Here are things you probably didn’t know about E.T.:
Screenwriter Melissa Mathison didn’t want to do it.
Steven Spielberg had to keep nagging the Black Stallion screenwriter to do it. And then he enlisted the aid of Harrison Ford, whom she later married, to get her to write the script for him. And then he got producer Kathy Kennedy on her case as well, and Kennedy and Ford finally won her over to write a first draft.
Mathison asked Harrison Ford’s sons what powers E.T. should have
She asked Ford’s kids, Willard and Benjamin, what powers they’d like an alien to have, along with some other kids. They mentioned obvious things like telepathy and telekinetic powers, but then the kids also mentioned the ability to heal, which surprised Mathison. “They weren’t talking about saving someone’s life by healing. They were talking about taking the ‘owies’ away,” said Mathison.
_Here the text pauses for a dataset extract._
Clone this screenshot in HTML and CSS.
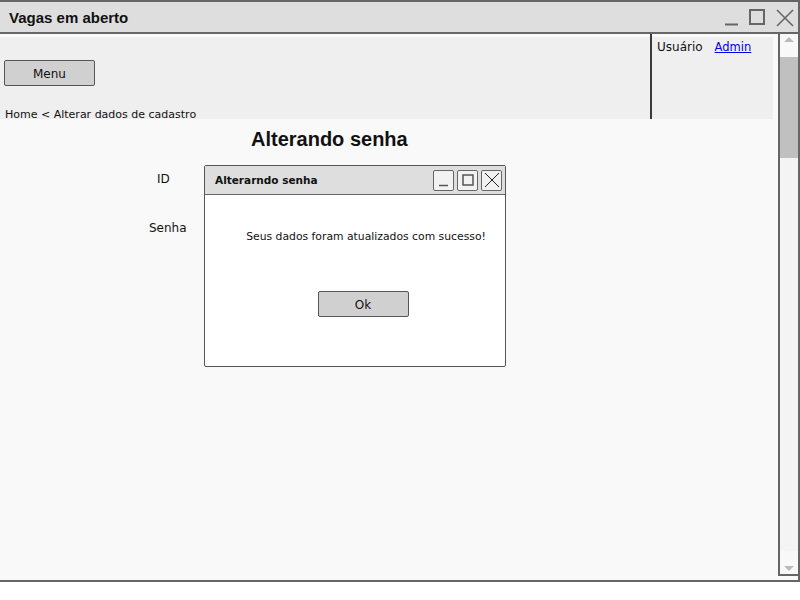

E.T. is neither male nor female.
In fact, E.T. is a plant, not an animal, and has no gender whatsoever, according to Mathison’s first draft.
E.T. has glass eyes.
The people making the E.T. dummy were doing eyes that looked too “painted” for Spielberg, and didn’t have enough depth — so he asked around to find someone who does glass eyes, because glass eyes look real except that they don’t move. E.T. ended up with two oversized glass eyes, which were spaced so far apart that actors could only look at one eye at a time during their scenes with the alien.
E.T.’s legs were a boy who has no legs in real life.
At least in some scenes. Different people were in the E.T. suit during different scenes where E.T. is walking around, but in some of the key scenes, E.T. was a boy named Matthew who didn’t have any legs but could walk on his hands. Matthew was E.T. during the scenes where he gets drunk, for example. Also, E.T.’s hands were a professional mime wearing alien gloves, in some key sequences.
E.T. was Spielberg’s response to the “stalled space program.”
That’s what Spielberg said in 1981, adding: “If the government won’t fund the space program, to allow people’s imagination to soar, then all I can do is make movies that bring space down to earth and make it more accessible to the imagination.”‘
An early draft of the script had E.T. healing J.R., who’d just been shot on Dallas.
That idea got scrapped pretty quickly, though.
Harrison Ford plays the principal of Elliott’s school
but his scenes all got cut in the end. You wouldn’t have been able to see much of him, anyway, just the back of his head and his tweed suit as he taps a pencil — because Spielberg tried not to show the faces of adults in the film, other than Elliott’s mom. He mostly shot adults from the waist down. While the principal lectures Elliott, the boy starts rising off the ground because E.T. is doing some levitating at home.